Tiered bundles involve packaging distinct products into “Starter,” “Essential,” and “Ultimate” kits. Unlike volume pricing (more of the same), this involves cross-selling complementary items to create a “complete solution.”

This model works exceptionally well for Fashion (Complete the Look), Beauty (Skincare Routines), and Gifting brands. It is the best strategy for Inventory Liquidity, moving slow-selling accessories by attaching them to high-demand “hero” products. Use this when your customers often face “decision fatigue” or don’t know which products work well together; the bundle simplifies the choice and increases the perceived value of the purchase.

Conclusion

Tiered pricing is a flexible strategy that allows businesses to cater to diverse customer needs while maximizing revenue. By structuring tiers based on features, usage, users, or quantity, companies can incentivize upgrades, encourage bulk purchases, and offer value-aligned packages. Clear communication of tier benefits is critical to ensure customer understanding and satisfaction.

FAQ

#1. What is the main benefit of tiered pricing?
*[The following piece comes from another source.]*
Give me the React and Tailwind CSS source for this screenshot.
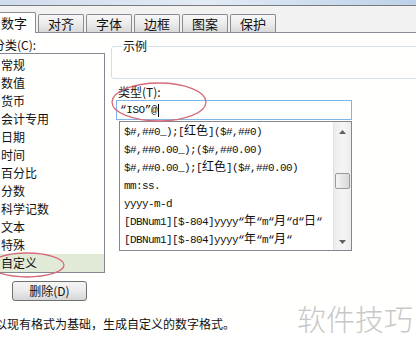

It allows companies to target multiple customer segments, maximize revenue, and encourage upgrades or larger purchases.

#2. Which industries use tiered pricing the most?

SaaS platforms, service-based businesses, and e-commerce/retail companies widely adopt tiered pricing.

#3. How does feature-based pricing differ from usage-based pricing?

Feature-based pricing charges based on the set of features unlocked, while usage-based pricing charges customers based on actual consumption (e.g., data, API calls).